Exercise description:
Collect all the lines that mention the word "index".

+++ Information supplied +++

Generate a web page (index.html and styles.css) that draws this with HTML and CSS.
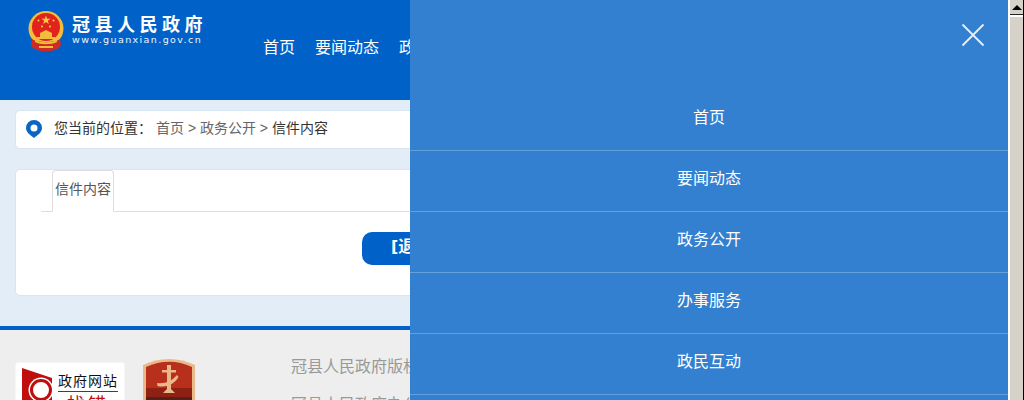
FILE: index.html
```html
<!DOCTYPE html>
<html lang="zh-CN">
<head>
	<meta charset="UTF-8">
	<title>冠县人民政府</title>
	<link rel="stylesheet" href="styles.css">
</head>
<body>
	<div class="page">
		<div class="header">
			<div class="logo">
				<svg class="emblem" width="36" height="40" viewBox="0 0 36 40">
					<circle cx="18" cy="17.5" r="17.5" fill="#f2bd3c"/>
					<circle cx="18" cy="16" r="14" fill="#e0241d"/>
					<path d="M18 4.5l1.1 3.3h3.5l-2.8 2 1 3.3-2.8-2-2.8 2 1-3.3-2.8-2h3.5z" fill="#f7cf4a"/>
					<circle cx="10.5" cy="9.5" r="1" fill="#f7cf4a"/>
					<circle cx="25.5" cy="9.5" r="1" fill="#f7cf4a"/>
					<circle cx="14" cy="15.5" r="1" fill="#f7cf4a"/>
					<circle cx="22" cy="15.5" r="1" fill="#f7cf4a"/>
					<path d="M9 26h18v2H9zM12 22l6-3 6 3v4H12z" fill="#f2bd3c"/>
					<path d="M4 28c4 4 24 4 28 0l1 6c-2 4-7 6-15 6S5 38 3 34z" fill="#cf2a24"/>
					<path d="M7 29c6 3 16 3 22 0v2c-6 3-16 3-22 0zM11 35h14v2H11z" fill="#f2bd3c"/>
				</svg>
				<div class="logo-text">
					<div class="logo-name">冠县人民政府</div>
					<div class="logo-url">www.guanxian.gov.cn</div>
				</div>
			</div>
			<ul class="nav">
				<li>首页</li>
				<li>要闻动态</li>
				<li>政务公开</li>
			</ul>
		</div>

		<div class="main">
			<div class="crumb">
				<svg class="pin" width="16" height="18" viewBox="0 0 16 18">
					<path fill-rule="evenodd" d="M8 0a8 8 0 0 1 8 8c0 4-4 7-8 10C4 15 0 12 0 8a8 8 0 0 1 8-8zm0 4.500a3.500 3.500 0 1 0 0 7 3.500 3.500 0 0 0 0-7z" fill="#0a66c2"/>
				</svg>
				<span class="crumb-label">您当前的位置：</span>
				<span class="crumb-link">首页 &gt; 政务公开 &gt;</span>
				<span class="crumb-now">信件内容</span>
			</div>
			<div class="card">
				<div class="tabs">
					<div class="tab">信件内容</div>
				</div>
				<div class="actions">
					<div class="back-btn">[退出]</div>
				</div>
			</div>
		</div>

		<div class="footer">
			<div class="badge-a">
				<svg class="badge-mark" width="38" height="38" viewBox="0 0 38 38">
					<path d="M0 0L30 10V38H0z" fill="#c00d0d"/>
					<circle cx="19" cy="22" r="12.5" fill="#fff"/>
					<circle cx="19" cy="22" r="9.500" fill="#fff" stroke="#c00d0d" stroke-width="3"/>
				</svg>
				<div class="badge-text">
					<div class="badge-top">政府网站</div>
					<div class="badge-bottom">找错</div>
				</div>
			</div>
			<svg class="badge-b" width="52" height="60" viewBox="0 0 52 60">
				<path d="M0 6C16-2 36-2 52 6V60H0z" fill="#e9b98a"/>
				<path d="M3 8C18 1 34 1 49 8V60H3z" fill="#b8301c"/>
				<rect x="3" y="29" width="46" height="9" fill="#8e2114"/>
				<rect x="3" y="38" width="46" height="22" fill="#52211a"/>
				<path d="M24 6h4v24l4 4H20l4-4zM19 11h14v2.500H19zM14 24c8 1 15-2 20-8l1.500 2c-4 7-12 11-21 9z" fill="#e9b98a"/>
			</svg>
			<div class="footer-info">
				<p>冠县人民政府版权所有</p>
				<p>冠县人民政府办公室</p>
			</div>
		</div>

		<div class="panel">
			<div class="panel-close">
				<svg width="24" height="24" viewBox="0 0 24 24">
					<path d="M1.500 1.500l21 21M22.500 1.500l-21 21" stroke="#e8f1fb" stroke-width="1.800" fill="none"/>
				</svg>
			</div>
			<ul class="panel-menu">
				<li>首页</li>
				<li>要闻动态</li>
				<li>政务公开</li>
				<li>办事服务</li>
				<li>政民互动</li>
			</ul>
		</div>
	</div>

	<div class="scrollbar">
		<div class="scroll-up"><span class="scroll-arrow"></span></div>
		<div class="scroll-thumb"></div>
	</div>
</body>
</html>
```

FILE: styles.css
```css
html, body {
	margin: 0;
	padding: 0;
}

body {
	font-family: "DejaVu Sans", "Noto Sans CJK SC", sans-serif;
	font-size: 14px;
	background: #eeeeee;
	height: 400px;
	overflow: hidden;
	display: flex;
}

ul {
	list-style: none;
	margin: 0;
	padding: 0;
}

.page {
	flex: 1;
	height: 400px;
	overflow: hidden;
	position: relative;
}

.header {
	height: 100px;
	background: #0062c8;
	display: flex;
	box-sizing: border-box;
	padding-left: 28px;
}

.logo {
	display: flex;
	gap: 8px;
	padding-top: 11px;
	width: 225px;
	align-items: flex-start;
}

.logo-name {
	color: #fff;
	font-weight: 700;
	font-size: 18px;
	line-height: 27px;
	letter-spacing: 4.5px;
	white-space: nowrap;
}

.logo-url {
	color: #eef4fc;
	font-size: 9.500px;
	line-height: 10px;
	letter-spacing: 1.400px;
	margin-top: -3px;
	white-space: nowrap;
}

.nav {
	display: flex;
	gap: 20px;
	padding-top: 36px;
	padding-left: 10px;
}

.nav li {
	color: #fff;
	font-size: 16px;
	line-height: 24px;
	white-space: nowrap;
}

.main {
	background: #e3edf8;
	padding: 10px 15px 31px;
	height: 226px;
	box-sizing: border-box;
}

.crumb {
	height: 39px;
	box-sizing: border-box;
	background: #fff;
	border: 1px solid #d9e5f3;
	border-radius: 5px;
	display: flex;
	align-items: center;
	padding: 0 0 6px 10px;
	color: #333;
	font-family: "Liberation Sans", "Noto Sans CJK SC", sans-serif;
	font-size: 14px;
}

.pin {
	margin: 5px 12px 0 0;
}

.crumb-label {
	margin-right: 4px;
}

.crumb-link {
	color: #666;
	margin-right: 4px;
}

.crumb-now {
	color: #333;
}

.card {
	margin-top: 20px;
	height: 127px;
	box-sizing: border-box;
	background: #fff;
	border: 1px solid #d9e5f3;
	border-radius: 5px;
}

.tabs {
	margin-left: 25px;
	height: 42px;
	box-sizing: border-box;
	border-bottom: 1px solid #ddd;
	padding-left: 11px;
}

.tab {
	width: 62px;
	height: 42px;
	box-sizing: border-box;
	border: 1px solid #ddd;
	border-bottom-color: #fff;
	border-radius: 4px 4px 0 0;
	background: #fff;
	color: #555;
	text-align: center;
	line-height: 36px;
	white-space: nowrap;
}

.actions {
	display: flex;
	justify-content: center;
	padding-top: 20px;
}

.back-btn {
	width: 284px;
	height: 33px;
	box-sizing: border-box;
	padding-left: 29px;
	background: #0062c8;
	border-radius: 10px;
	color: #fff;
	font-size: 16px;
	font-weight: 700;
	line-height: 30px;
}

.footer {
	border-top: 4px solid #0062c8;
	display: flex;
	align-items: flex-start;
	padding: 29px 0 0 15px;
}

.badge-a {
	width: 110px;
	height: 60px;
	margin-top: 3px;
	box-sizing: border-box;
	background: #fff;
	border: 1px solid #f6f6f6;
	border-radius: 3px;
	display: flex;
	padding: 5px 0 0 6px;
}

.badge-mark {
	flex: none;
	margin-right: -2px;
}

.badge-text {
	padding-top: 3px;
}

.badge-top {
	font-size: 14px;
	line-height: 20px;
	letter-spacing: 1px;
	color: #111;
	border-bottom: 1px solid #a01818;
	white-space: nowrap;
}

.badge-bottom {
	color: #c00d0d;
	font-size: 18px;
	line-height: 26px;
	letter-spacing: 3px;
	text-align: center;
	white-space: nowrap;
}

.badge-b {
	margin-left: 18px;
}

.footer-info {
	margin-left: 96px;
	color: #999;
	font-size: 16px;
	margin-top: -4px;
}

.footer-info p {
	margin: 0 0 14px;
	line-height: 24px;
	white-space: nowrap;
}

.panel {
	position: absolute;
	top: 0;
	left: 410px;
	right: 0;
	height: 400px;
	overflow: hidden;
	background: #3380d0;
}

.panel-close {
	display: flex;
	justify-content: flex-end;
	height: 90px;
	box-sizing: border-box;
	padding: 23px 23px 0 0;
}

.panel-menu li {
	height: 61px;
	box-sizing: border-box;
	border-bottom: 1px solid rgba(255, 255, 255, 0.25);
	color: #fff;
	font-size: 16px;
	line-height: 55px;
	text-align: center;
}

.scrollbar {
	width: 16px;
	height: 400px;
	box-sizing: border-box;
	flex: none;
	background: #fff;
	border-right: 1px solid #000;
	padding-left: 2px;
}

.scroll-up {
	height: 15px;
	background: #d6d2ca;
	border-bottom: 1px solid #222;
	display: flex;
	justify-content: center;
	padding-top: 5px;
	box-sizing: border-box;
}

.scroll-arrow {
	width: 0;
	height: 0;
	border-left: 5px solid transparent;
	border-right: 5px solid transparent;
	border-bottom: 5px solid #000;
}

.scroll-thumb {
	height: 383px;
	margin-top: 2px;
	background: #d6d2ca;
}
```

+++

Solution to the exercise:
Generate a web page (index.html and styles.css) that draws this with HTML and CSS.
FILE: index.html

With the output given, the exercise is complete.